Outside it was winter, but according my calendar – winter had not yet arrived.
Bond; the ringing of this name brings about thoughts of an elusive character, one who has always been there just waiting for the perfect moment to make their appearance. Similar to my strategy when it came to hiking the triplet of these Bonds; I heard they were a massive undertaking – so pleasant weather was a must, good gear also a must, and a positive outlook no matter how the day turned out – because there is always a chance I would get a mile in, step wrong, or get too cold and have to make that disappointing call that “today is not my day”.
Well I was going to do everything I could to ensure today was my day!

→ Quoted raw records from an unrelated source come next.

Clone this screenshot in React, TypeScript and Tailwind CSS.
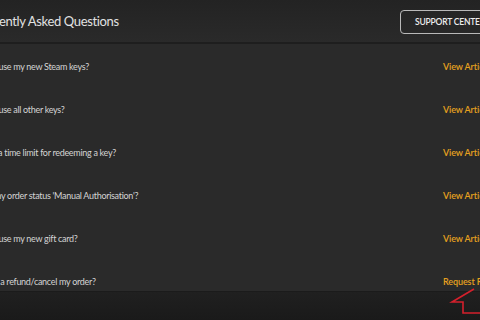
import React from 'react';

interface Faq {
    question: string;
    action: string;
}

const faqs: Faq[] = [
    { question: 'How to use my new Steam keys?', action: 'View Article' },
    { question: 'How to use all other keys?', action: 'View Article' },
    { question: 'Is there a time limit for redeeming a key?', action: 'View Article' },
    { question: "Why's my order status 'Manual Authorisation'?", action: 'View Article' },
    { question: 'How to use my new gift card?', action: 'View Article' },
    { question: 'Do I get a refund/cancel my order?', action: 'Request Refund' },
];

const App: React.FC = () => {
    return (
        <div
            className="w-[480px] h-[320px] overflow-hidden bg-[#2a2a2a] flex flex-col relative"
            style={{ fontFamily: 'Lato, "Open Sans", sans-serif' }}
        >
            <div className="w-[591px] -ml-[31px] flex flex-col flex-1">
                {/* header */}
                <div className="h-[44px] shrink-0 flex items-center justify-between pr-[60px] pt-[2px] bg-gradient-to-b from-[#232323] to-[#2a2a2a] border-b-2 border-[#1e1e1e]">
                    <h2 className="text-[13px] tracking-[-0.35px] text-[#e2e2e2] -ml-[1px]">Frequently Asked Questions</h2>
                    <button className="h-[24px] px-[14px] border border-[#b9b9b9] rounded-[4px] text-[8.5px] tracking-[-0.2px] text-[#eeeeee] font-semibold whitespace-nowrap">
                        SUPPORT CENTER
                    </button>
                </div>

                {/* questions */}
                <div className="h-[246px] overflow-hidden pr-[60px] pt-[1px]">
                    {faqs.map(faq => (
                        <div key={faq.question} className="h-[43px] flex items-center justify-between">
                            <span className="text-[9px] tracking-[-0.3px] text-[#d4d4d4] whitespace-nowrap">{faq.question}</span>
                            <a href="#" className="text-[9px] tracking-[-0.1px] font-semibold text-[#e6a11f] w-[57px] whitespace-nowrap">
                                {faq.action}
                            </a>
                        </div>
                    ))}
                </div>
            </div>

            {/* bottom bar */}
            <div className="h-[29px] shrink-0 bg-gradient-to-b from-[#202020] to-[#1a1a1a] border-t border-[#1b1b1b]" />

            {/* red arrow annotation */}
            <svg className="absolute left-[448px] top-[284px]" width="40" height="36" viewBox="0 0 40 36">
                <path
                    d="M26 5 L4 18 L15 18 L15 29 L40 29"
                    fill="none"
                    stroke="#d4202c"
                    strokeWidth="1.6"
                    strokeLinejoin="miter"
                />
            </svg>
        </div>
    );
};

export default App;
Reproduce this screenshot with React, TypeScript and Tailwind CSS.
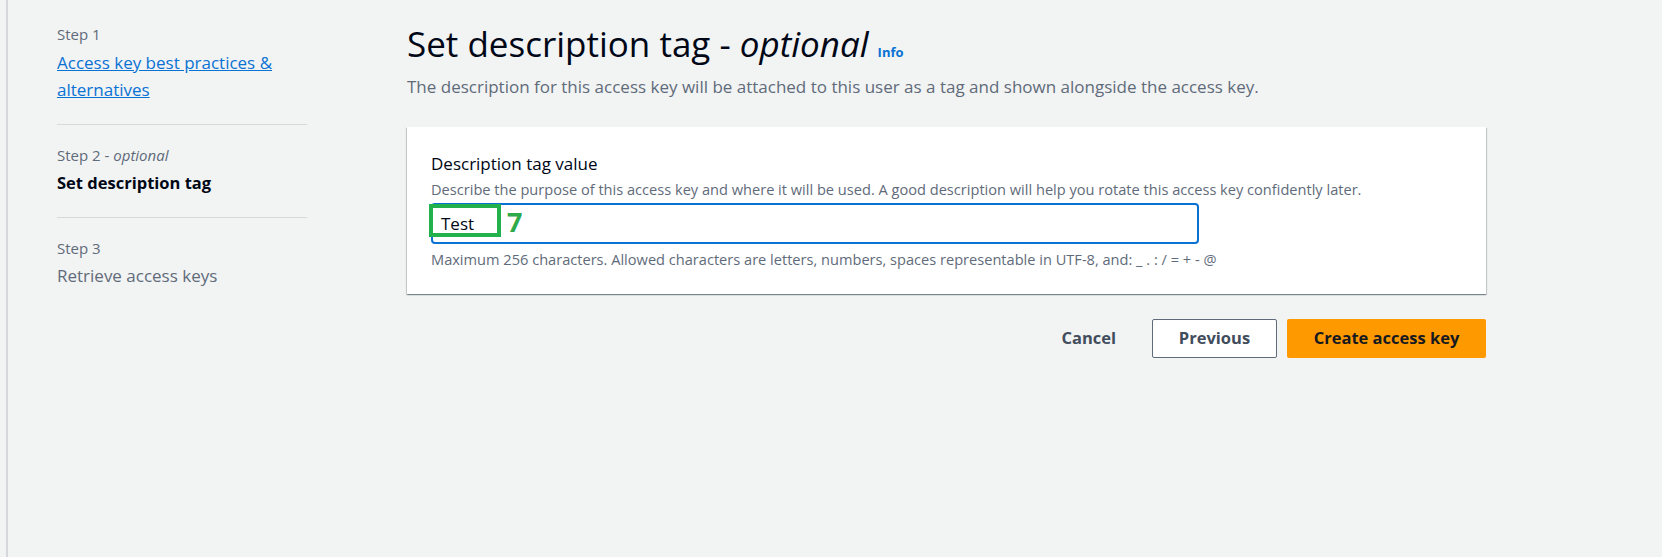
const font = { fontFamily: "'Open Sans', 'Liberation Sans', sans-serif" };

const Nav = () => (
  <nav className="w-[250px] pt-[24px] shrink-0">
    <div className="pb-[21px] border-b border-[#d5dbdb]">
      <div className="text-[15px] leading-[20px] text-[#5f6b7a]">Step 1</div>
      <a href="#" className="block mt-[5px] text-[17px] leading-[27px] text-[#0972d3] underline">
        Access key best practices &amp; alternatives
      </a>
    </div>
    <div className="pt-[20px] pb-[22px] border-b border-[#d5dbdb]">
      <div className="text-[15px] leading-[20px] text-[#5f6b7a]">
        Step 2 - <i>optional</i>
      </div>
      <div className="mt-[6px] text-[16.5px] leading-[24px] font-bold text-[#000716]">Set description tag</div>
    </div>
    <div className="pt-[20px]">
      <div className="text-[15px] leading-[20px] text-[#5f6b7a]">Step 3</div>
      <div className="mt-[6px] text-[17px] leading-[24px] text-[#5f6b7a]">Retrieve access keys</div>
    </div>
  </nav>
);

export default function App() {
  return (
    <div className="w-[1662px] h-[557px] bg-[#f2f3f3] flex overflow-hidden" style={font}>
      <div className="ml-[6px] w-[2px] bg-[#d5d8da] shrink-0" />
      <div className="pl-[49px] flex">
        <Nav />
        <main className="ml-[100px] w-[1079px] pt-[22px]">
          <div className="flex items-baseline gap-[9px]">
            <h1 className="text-[35px] leading-[44px] text-[#000716]">
              Set description tag - <i>optional</i>
            </h1>
            <a href="#" className="text-[13px] font-bold text-[#0972d3]">Info</a>
          </div>
          <p className="mt-[9px] text-[17px] leading-[24px] text-[#5f6b7a]">
            The description for this access key will be attached to this user as a tag and shown alongside the access key.
          </p>

          <section className="mt-[28px] bg-white px-[24px] pt-[25px] pb-[25px] shadow-[0_1px_1px_0_rgba(0,28,36,0.3),1px_1px_1px_0_rgba(0,28,36,0.15),-1px_1px_1px_0_rgba(0,28,36,0.15)]">
            <label className="block text-[17px] leading-[24px] text-[#000716]">Description tag value</label>
            <div className="mt-[3px] text-[14.6px] leading-[20px] text-[#5f6b7a]">
              Describe the purpose of this access key and where it will be used. A good description will help you rotate this access key confidently later.
            </div>
            <div className="relative mt-[4px] w-[768px] h-[41px] border-2 border-[#0972d3] rounded-[4px] flex items-center pl-[8px]">
              <span className="text-[17px] text-[#000716]">Test</span>
              <div className="absolute left-[-4px] top-[-1px] w-[72px] h-[33px] border-[4px] border-[#22b14c]" />
              <span className="absolute left-[74px] top-[0px] text-[27px] leading-[34px] font-bold text-[#2eaa4a]">7</span>
            </div>
            <div className="mt-[5px] text-[14.6px] leading-[20px] text-[#5f6b7a]">
              Maximum 256 characters. Allowed characters are letters, numbers, spaces representable in UTF-8, and: _ . : / = + - @
            </div>
          </section>

          <div className="mt-[25px] flex justify-end items-center">
            <button className="px-[20px] h-[39px] text-[16.5px] font-bold text-[#414d5c]">Cancel</button>
            <button className="ml-[16px] w-[125px] h-[39px] border border-[#5f6b7a] rounded-[2px] bg-white text-[16.5px] font-bold text-[#414d5c]">
              Previous
            </button>
            <button className="ml-[10px] w-[199px] h-[39px] rounded-[2px] bg-[#ff9900] text-[16.5px] font-bold text-[#16191f]">
              Create access key
            </button>
          </div>
        </main>
      </div>
    </div>
  );
}
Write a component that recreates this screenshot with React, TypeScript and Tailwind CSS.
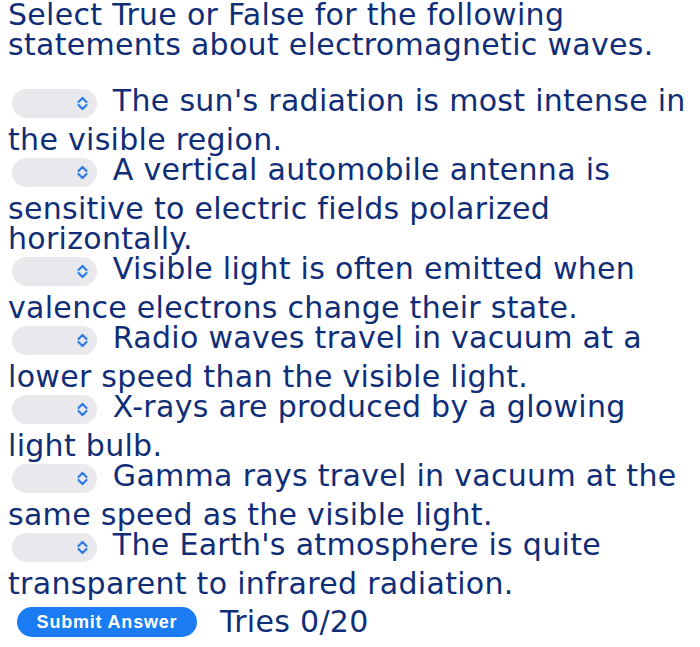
import React from "react";

const items = [
  "The sun's radiation is most intense in the visible region.",
  "A vertical automobile antenna is sensitive to electric fields polarized horizontally.",
  "Visible light is often emitted when valence electrons change their state.",
  "Radio waves travel in vacuum at a lower speed than the visible light.",
  "X-rays are produced by a glowing light bulb.",
  "Gamma rays travel in vacuum at the same speed as the visible light.",
  "The Earth's atmosphere is quite transparent to infrared radiation.",
];

function Chevron() {
  return (
    <svg width="13" height="15" viewBox="0 0 13 15" fill="none" stroke="#2a7be4" strokeWidth="2.2" strokeLinecap="round" strokeLinejoin="round">
      <path d="M2.5 6 L6.5 2 L10.5 6" />
      <path d="M2.5 9 L6.5 13 L10.5 9" />
    </svg>
  );
}

function SelectBox() {
  return (
    <span className="inline-block overflow-hidden w-[85px] h-[29px] rounded-full bg-[#e9e9ed] align-[-14px] mb-[7px] ml-[4px] mr-[6px]">
      <span className="flex h-full items-center justify-end pr-[8px]">
        <Chevron />
      </span>
    </span>
  );
}

export default function App() {
  return (
    <div
      className="pl-[8px] pr-[13px] pt-0 text-[#0f2e77] text-[30px] leading-[30px] tracking-[0.3px] [font-variant-ligatures:none]"
      style={{ fontFamily: '"DejaVu Sans", Verdana, sans-serif' }}
    >
      <div>Select True or False for the following statements about electromagnetic waves.</div>
      <div className="mt-[26px]">
        {items.map((t, i) => (
          <div key={i}>
            <SelectBox /> {t}
          </div>
        ))}
      </div>
      <div className="flex items-center gap-[23px] mt-[8px] pl-[9px]">
        <button
          className="w-[180px] h-[30px] rounded-full bg-[#1a7bf2] text-white text-[18px] font-bold leading-none tracking-[0.8px]"
          style={{ fontFamily: '"Liberation Sans", Arial, sans-serif' }}
        >
          Submit Answer
        </button>
        <span>Tries 0/20</span>
      </div>
    </div>
  );
}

It was going to be another one of those days when I would be flying (trail running and snowshoeing) solo, Ciara had to work – so this was my time to put in work! If it is by alarm, I always try to wake and get up an hour before I plan to depart – that morning coffee is a must! I like to have my hour or so to do one last glance over my gear, typically keeping it in the same area and unpacking everything when I get home each time from a hike – so it looked like I had all I needed: two beanies, two sets of gloves, fleece, jacket, turtle fur, running leggings, waterproof REI pant shell, gaiters, 21″ snowshoes, Hillsound spikes, change of Darn Tough socks if needed, extra waterproof bags for the Go Pro, cell phone, and wallet – things that I told myself I was simply protecting from my sweat and condensation, but realistically I knew it was to keep electronics dry in case of a dip unintentionally into any body of water!
This is one of my more favorite drives up into the White Mountain National Forest, 1 1/2 hours of old school Metallica fueled night-time driving later has me driving past the Loon Mountain resort and before I know it, I have arrived at the Lincoln Woods Visitor Center and Trail Head. Despite being one of the larger AMC parking lots – it still manages to fill up by day break, on a nice morning! I’ve seen cars lining the side of the Kancamangus Highway for over two miles on some days – a distance that would have me rethinking my day and hiking somewhere less populated, if I drove into a mess like that in the morning!
My favorite amenity of this parking lot has to be the spacious bathrooms,
I was asked recently if Lincoln Woods had the “heated bathrooms”, I can tell you from my experience in winter around these parts – I did not get the impression that these rest areas were heated, but when I mentioned this, I was abruptly corrected with: “it’s a big improvement from what it was!”, so graciously I will be content with the current state of the facilities before me! I have even on occasion made the Lincoln Woods lot a mid-point destination during longer drives to take advantage of their lovely bathrooms!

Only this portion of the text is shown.